The Never Ending Story

To commit one's self to learning from Hank Richardson is to submit to the elements: Wind, rain, and fire. He reads voraciously, is interested in everything, and forgets nothing. Except time, when he's working with a student. Students have been known to fall asleep waiting outside his office. Creative Directors (we won't mention names : Luke Sullivan) have been known to fall asleep on the floor inside, snug in a haven of books and magazines and beautiful, perfect objects designed by Richardson's students or friends.

He quotes Proust, Elliot, McLuhan, and Marx, sometimes all in the same sentence. Syntax he not there goes.

He has high expectations and little patience for anyone who does not aim as high as he does. For those who aim high, but miss the mark, he has all the patience in the world. There is almost no length to which he will not go to secure his lost lambs against the night. Even if the "night" is simply the concept of work that does not come from their most honest self.

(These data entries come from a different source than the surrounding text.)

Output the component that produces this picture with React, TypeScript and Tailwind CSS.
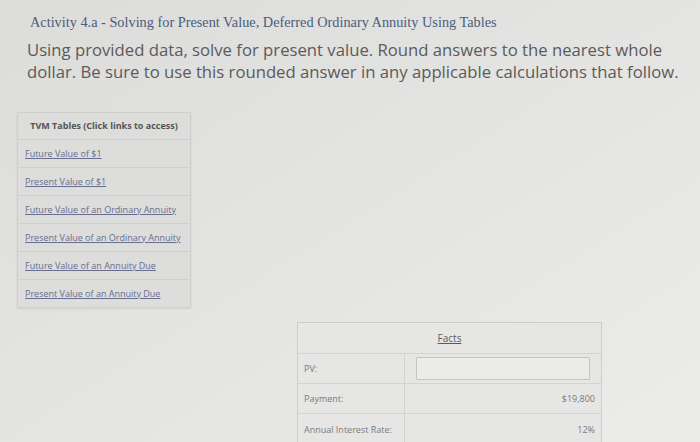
import React from 'react';

const tvmLinks = [
  'Future Value of $1',
  'Present Value of $1',
  'Future Value of an Ordinary Annuity',
  'Present Value of an Ordinary Annuity',
  'Future Value of an Annuity Due',
  'Present Value of an Annuity Due',
];

export default function App() {
  return (
    <div
      className="w-[700px] h-[442px] overflow-hidden bg-linear-to-br from-[#dcdcda] to-[#ececea] relative"
      style={{ fontFamily: '"Open Sans", sans-serif' }}
    >
      <div className="pl-[30px] pt-[13px]">
        <h1
          className="text-[14.3px] leading-[18px] text-[#4d5c7a]"
          style={{ fontFamily: '"Liberation Serif", serif' }}
        >
          Activity 4.a - Solving for Present Value, Deferred Ordinary Annuity Using Tables
        </h1>
      </div>

      <p className="pl-[27px] pr-[10px] mt-[8px] text-[16.7px] leading-[22px] text-[#5b5b5b]">
        Using provided data, solve for present value. Round answers to the nearest whole
        dollar. Be sure to use this rounded answer in any applicable calculations that follow.
      </p>

      {/* TVM tables */}
      <div className="ml-[17px] mt-[29px] w-[174px] border border-[#cfcfcd] bg-[#dddddb] shadow-[0_1px_2px_rgba(0,0,0,0.08)]">
        <div className="h-[26px] flex items-center justify-center text-[9px] font-bold text-[#555]">
          TVM Tables (Click links to access)
        </div>
        {tvmLinks.map((l) => (
          <div key={l} className="h-[28px] flex items-center px-[7px] border-t border-[#d0d0ce]">
            <span className="text-[9px] underline text-[#676d8f]">{l}</span>
          </div>
        ))}
      </div>

      {/* Facts */}
      <div className="absolute left-[297px] top-[322px] w-[305px] border border-[#cdcdcb] bg-[#e6e6e4]">
        <div className="h-[30px] flex items-center justify-center">
          <span className="text-[10px] underline text-[#5b5b5b]">Facts</span>
        </div>
        <div className="flex h-[30px] border-t border-[#d4d4d2]">
          <div className="w-[106px] flex items-center pl-[6px] text-[9px] text-[#7a7a7a]">PV:</div>
          <div className="flex-1 border-l border-[#d4d4d2] flex items-center px-[11px]">
            <div className="h-[23px] w-full border border-[#c4c4c2] bg-[#ebebea] rounded-[1px]" />
          </div>
        </div>
        <div className="flex h-[30px] border-t border-[#d4d4d2]">
          <div className="w-[106px] flex items-center pl-[6px] text-[9px] text-[#7a7a7a]">Payment:</div>
          <div className="flex-1 border-l border-[#d4d4d2] flex items-center justify-end pr-[6px] text-[9px] text-[#7a7a7a]">
            $19,800
          </div>
        </div>
        <div className="flex h-[32px] border-t border-[#d4d4d2]">
          <div className="w-[106px] flex items-center pl-[6px] text-[9px] text-[#7a7a7a]">Annual Interest Rate:</div>
          <div className="flex-1 border-l border-[#d4d4d2] flex items-center justify-end pr-[6px] text-[9px] text-[#7a7a7a]">
            12%
          </div>
        </div>
      </div>
    </div>
  );
}
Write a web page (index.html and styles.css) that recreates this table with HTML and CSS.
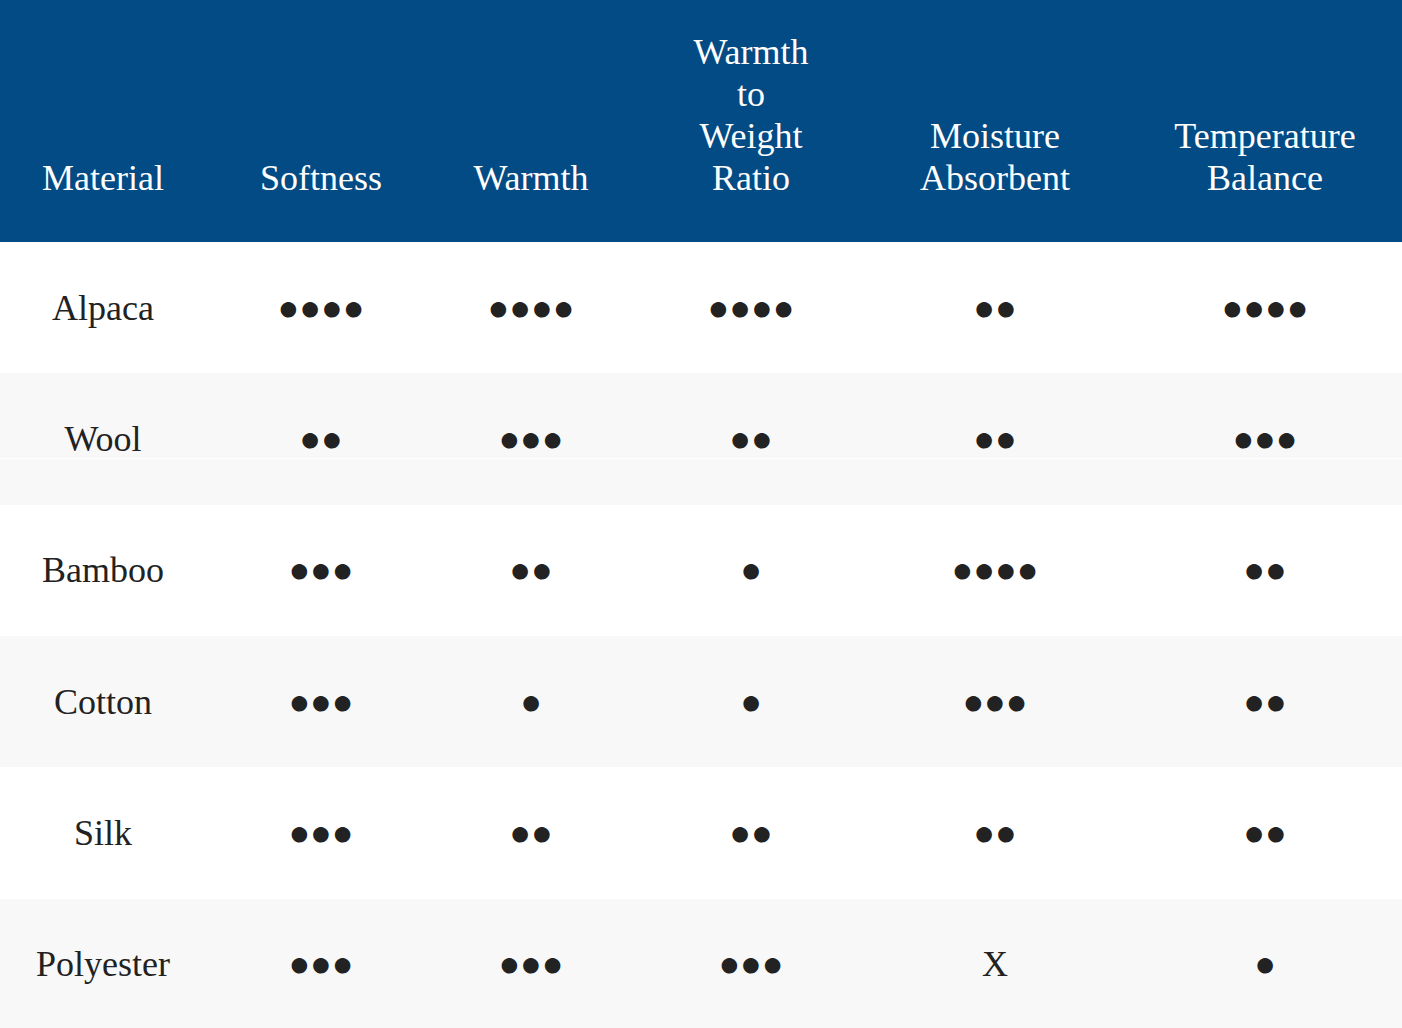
FILE: index.html
```html
<!DOCTYPE html>
<html lang="en">
<head>
<meta charset="utf-8">
<title>Material comparison</title>
<link rel="stylesheet" href="styles.css">
</head>
<body>
<table class="compare">
  <colgroup>
    <col class="c-mat">
    <col class="c-soft">
    <col class="c-warm">
    <col class="c-ratio">
    <col class="c-moist">
    <col class="c-temp">
  </colgroup>
  <thead>
    <tr>
      <th>Material</th>
      <th>Softness</th>
      <th>Warmth</th>
      <th>Warmth<br>to<br>Weight<br>Ratio</th>
      <th>Moisture<br>Absorbent</th>
      <th>Temperature<br>Balance</th>
    </tr>
  </thead>
  <tbody>
    <tr>
      <td>Alpaca</td>
      <td class="dots">●●●●</td>
      <td class="dots">●●●●</td>
      <td class="dots">●●●●</td>
      <td class="dots">●●</td>
      <td class="dots">●●●●</td>
    </tr>
    <tr class="alt seam">
      <td>Wool</td>
      <td class="dots">●●</td>
      <td class="dots">●●●</td>
      <td class="dots">●●</td>
      <td class="dots">●●</td>
      <td class="dots">●●●</td>
    </tr>
    <tr>
      <td>Bamboo</td>
      <td class="dots">●●●</td>
      <td class="dots">●●</td>
      <td class="dots">●</td>
      <td class="dots">●●●●</td>
      <td class="dots">●●</td>
    </tr>
    <tr class="alt">
      <td>Cotton</td>
      <td class="dots">●●●</td>
      <td class="dots">●</td>
      <td class="dots">●</td>
      <td class="dots">●●●</td>
      <td class="dots">●●</td>
    </tr>
    <tr>
      <td>Silk</td>
      <td class="dots">●●●</td>
      <td class="dots">●●</td>
      <td class="dots">●●</td>
      <td class="dots">●●</td>
      <td class="dots">●●</td>
    </tr>
    <tr class="alt">
      <td>Polyester</td>
      <td class="dots">●●●</td>
      <td class="dots">●●●</td>
      <td class="dots">●●●</td>
      <td>X</td>
      <td class="dots">●</td>
    </tr>
  </tbody>
</table>
</body>
</html>
```

FILE: styles.css
```css
html, body {
  margin: 0;
  padding: 0;
  overflow: hidden;
  background: #ffffff;
}

.compare {
  border-collapse: collapse;
  border-spacing: 0;
  table-layout: fixed;
  width: 1416px;
  font-family: "Liberation Serif", "Times New Roman", serif;
  font-size: 36px;
  line-height: normal;
  color: #222222;
}

.c-mat { width: 206px; }
.c-soft { width: 230px; }
.c-warm { width: 190px; }
.c-ratio { width: 250px; }
.c-moist { width: 238px; }
.c-temp { width: 302px; }

.compare thead tr {
  background: #034b84;
}

.compare th {
  height: 242px;
  box-sizing: border-box;
  padding: 0 4px 43px;
  vertical-align: bottom;
  text-align: center;
  font-weight: normal;
  color: #ffffff;
}

.compare td {
  height: 131.35px;
  padding: 0 4px;
  text-align: center;
  vertical-align: middle;
  background: #ffffff;
}

.compare tr.alt td {
  background: #f8f8f8;
}

.compare tr.seam td {
  background: linear-gradient(to bottom, #f8f8f8 0, #f8f8f8 85px, #ffffff 85px, #ffffff 86px, #f8f8f8 86px);
}

.compare td.dots {
  font-family: "Liberation Serif", "Liberation Sans", serif;
  font-size: 36px;
  color: #222222;
}
```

The lambs know it, too. For some it comes as a surprise when they realize that the Hank Richardson, who has given them so much, is also the giving tree for the other 299 students who walk the halls. Before one young designer left for her first job in New York, she gently took Hank to task, encouraging him to take a vacation now that she was graduating. "It has actually happened many times," he laughs. "It is as if in leaving to face the world, they caringly want to protect this resource" I always know their regard is born of love and respect. But as one student leaves, another arrives.

"I love what I do," Hank Richardson says. And the telephone rings.